● **YOUR OBJECTIVE**
Set down the data below from its first line to the line holding "import React from", inclusive; omit all pictures.

● **INFORMATION SUPPLIED**
########

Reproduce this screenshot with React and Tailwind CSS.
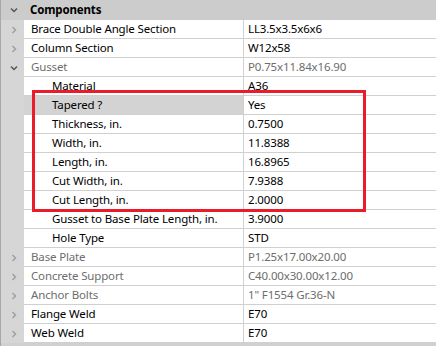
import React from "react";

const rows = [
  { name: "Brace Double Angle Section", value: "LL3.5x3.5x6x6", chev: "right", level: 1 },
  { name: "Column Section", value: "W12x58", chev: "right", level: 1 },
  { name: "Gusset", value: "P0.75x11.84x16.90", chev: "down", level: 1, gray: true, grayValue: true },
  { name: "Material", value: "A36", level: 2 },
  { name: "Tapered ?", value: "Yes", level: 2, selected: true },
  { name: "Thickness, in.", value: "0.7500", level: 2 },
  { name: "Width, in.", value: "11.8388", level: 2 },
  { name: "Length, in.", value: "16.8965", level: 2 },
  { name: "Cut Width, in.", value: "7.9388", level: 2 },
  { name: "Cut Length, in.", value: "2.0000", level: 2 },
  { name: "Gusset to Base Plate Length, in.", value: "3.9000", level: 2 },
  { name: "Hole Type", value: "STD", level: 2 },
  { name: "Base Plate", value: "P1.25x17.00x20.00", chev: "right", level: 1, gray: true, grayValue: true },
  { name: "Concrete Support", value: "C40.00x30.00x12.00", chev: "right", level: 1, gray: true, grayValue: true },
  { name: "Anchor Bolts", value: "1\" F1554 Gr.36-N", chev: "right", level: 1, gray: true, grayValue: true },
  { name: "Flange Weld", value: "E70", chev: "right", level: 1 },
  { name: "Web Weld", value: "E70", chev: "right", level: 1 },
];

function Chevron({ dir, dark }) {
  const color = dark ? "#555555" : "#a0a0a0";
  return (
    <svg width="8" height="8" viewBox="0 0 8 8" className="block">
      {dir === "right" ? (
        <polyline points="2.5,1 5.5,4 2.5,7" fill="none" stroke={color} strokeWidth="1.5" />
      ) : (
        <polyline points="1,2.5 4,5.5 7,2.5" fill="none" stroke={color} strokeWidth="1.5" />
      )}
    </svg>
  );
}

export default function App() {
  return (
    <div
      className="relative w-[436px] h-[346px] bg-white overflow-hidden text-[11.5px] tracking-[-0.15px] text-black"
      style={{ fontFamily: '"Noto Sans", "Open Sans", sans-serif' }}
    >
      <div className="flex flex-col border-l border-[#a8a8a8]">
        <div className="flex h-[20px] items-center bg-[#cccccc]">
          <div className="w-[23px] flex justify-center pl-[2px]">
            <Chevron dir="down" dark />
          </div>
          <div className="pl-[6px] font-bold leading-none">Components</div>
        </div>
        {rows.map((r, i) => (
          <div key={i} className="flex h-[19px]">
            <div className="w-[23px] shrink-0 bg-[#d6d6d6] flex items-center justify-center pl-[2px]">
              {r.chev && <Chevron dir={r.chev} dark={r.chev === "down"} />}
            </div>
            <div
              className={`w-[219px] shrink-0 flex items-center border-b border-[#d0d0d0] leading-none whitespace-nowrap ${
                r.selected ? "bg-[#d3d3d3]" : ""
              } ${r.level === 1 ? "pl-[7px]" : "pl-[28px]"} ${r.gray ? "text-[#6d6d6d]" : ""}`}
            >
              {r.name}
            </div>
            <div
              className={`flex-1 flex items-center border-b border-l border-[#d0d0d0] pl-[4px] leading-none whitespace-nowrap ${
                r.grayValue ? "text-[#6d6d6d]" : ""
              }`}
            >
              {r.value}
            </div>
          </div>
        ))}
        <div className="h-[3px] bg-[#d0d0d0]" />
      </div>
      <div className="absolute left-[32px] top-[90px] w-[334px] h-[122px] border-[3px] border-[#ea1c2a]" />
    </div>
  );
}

########

● **ANSWER BELOW**
Reproduce this screenshot with React and Tailwind CSS.
import React from "react";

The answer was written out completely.